ECLI:NL:RBDHA:2020:9541
Rechtbank Den Haag
- Eerste aanleg - enkelvoudig
- Rechtspraak.nl
Verlening van een zorgmachtiging op basis van de Wet verplichte geestelijke gezondheidszorg
In deze zaak heeft de Rechtbank Den Haag op 18 september 2020 een beschikking gegeven inzake de verlening van een zorgmachtiging voor een betrokkene, geboren in 1991, die lijdt aan een psychische stoornis, te weten een schizofreniespectrum- en andere psychotische stoornissen. De officier van justitie had op 7 september 2020 een verzoek ingediend voor een zorgmachtiging, waarbij verschillende documenten, waaronder een medische verklaring en een zorgplan, waren gevoegd. De mondelinge behandeling vond plaats op dezelfde datum, waarbij de rechtbank, vanwege de coronamaatregelen, de betrokkenen telefonisch hoorde.

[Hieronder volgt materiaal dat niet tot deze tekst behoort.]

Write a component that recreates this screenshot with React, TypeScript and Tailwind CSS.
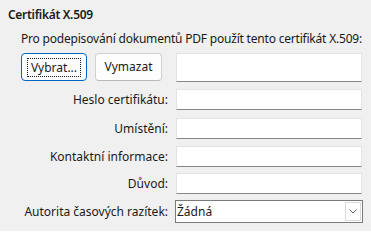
import React from "react";

const font = { fontFamily: '"Noto Sans", "Liberation Sans", sans-serif' };

function Field({ label, className = "" }: { label: string; className?: string }) {
  return (
    <div className={`flex items-center ${className}`}>
      <div className="w-[176px] pr-[8px] text-right leading-[21px]">{label}</div>
      <div className="h-[21px] w-[186px] border border-[#e3e3e3] border-b-[#868686] bg-white" />
    </div>
  );
}

export default function App() {
  return (
    <div
      className="h-[231px] w-[371px] overflow-hidden bg-[#f0f0f0] text-[12px] text-[#1a1a1a]"
      style={font}
    >
      <div className="pl-[8px] pt-[7px] text-[12px] font-semibold leading-[16px] tracking-[-0.3px]">
        Certifikát X.509
      </div>
      <div className="mt-[8px] pl-[21px] leading-[16px] tracking-[-0.2px]">
        Pro podepisování dokumentů PDF použít tento certifikát X.509:
      </div>

      <div className="mt-[6px] flex items-start">
        <div className="flex w-[176px] gap-[8px] pl-[21px]">
          <button
            type="button"
            className="flex h-[28px] w-[66px] items-center justify-center rounded-[4px] border border-[#0067c0] bg-[#fdfdfd]"
          >
            <span className="border border-dotted border-[#1a1a1a] px-[3px] leading-[17px]">Vybrat...</span>
          </button>
          <button
            type="button"
            className="flex h-[28px] w-[67px] items-center justify-center rounded-[4px] border border-[#d0d0d0] border-b-[#b8b8b8] bg-[#fdfdfd]"
          >
            Vymazat
          </button>
        </div>
        <div className="h-[29px] w-[186px] border border-[#e3e3e3] border-b-[#868686] bg-white" />
      </div>

      <Field label="Heslo certifikátu:" className="mt-[7px]" />
      <Field label="Umístění:" className="mt-[8px]" />
      <Field label="Kontaktní informace:" className="mt-[7px]" />
      <Field label="Důvod:" className="mt-[6px]" />

      <div className="mt-[6px] flex items-center">
        <div className="w-[175px] pr-[7px] text-right leading-[23px]">Autorita časových razítek:</div>
        <div className="flex h-[23px] w-[188px] items-center border border-[#7a7a7a] bg-white">
          <span className="flex-1 pl-[1px] leading-[21px]">Žádná</span>
          <span className="mr-[1px] flex h-[19px] w-[16px] items-center justify-center border border-[#dadada] bg-white">
            <svg width="8" height="5" viewBox="0 0 8 5" fill="none">
              <path d="M0.5 0.5 L4 4 L7.5 0.5" stroke="#606060" strokeWidth="1" />
            </svg>
          </span>
        </div>
      </div>
    </div>
  );
}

De rechtbank heeft vastgesteld dat de betrokkene eerder is aangehouden voor strafbare feiten en momenteel in voorlopige hechtenis zit. Er is een groot gevaar voor recidive van gewelddadige delicten. De psychiater heeft verklaard dat er geen mogelijkheden voor passende zorg op vrijwillige basis zijn, en dat verplichte zorg noodzakelijk is om het ernstig nadeel af te wenden en de geestelijke gezondheid van de betrokkene te stabiliseren. De rechtbank heeft de verzochte vormen van verplichte zorg, zoals het toedienen van medicatie en het beperken van de bewegingsvrijheid, noodzakelijk geacht.
De rechtbank heeft de zorgmachtiging verleend, die geldig is tot en met 18 maart 2021. De beschikking is gegeven door mr. A.C.J. van Dooijeweert, rechter, en is uitgesproken ter openbare zitting. Tegen deze beschikking staat het rechtsmiddel van cassatie open.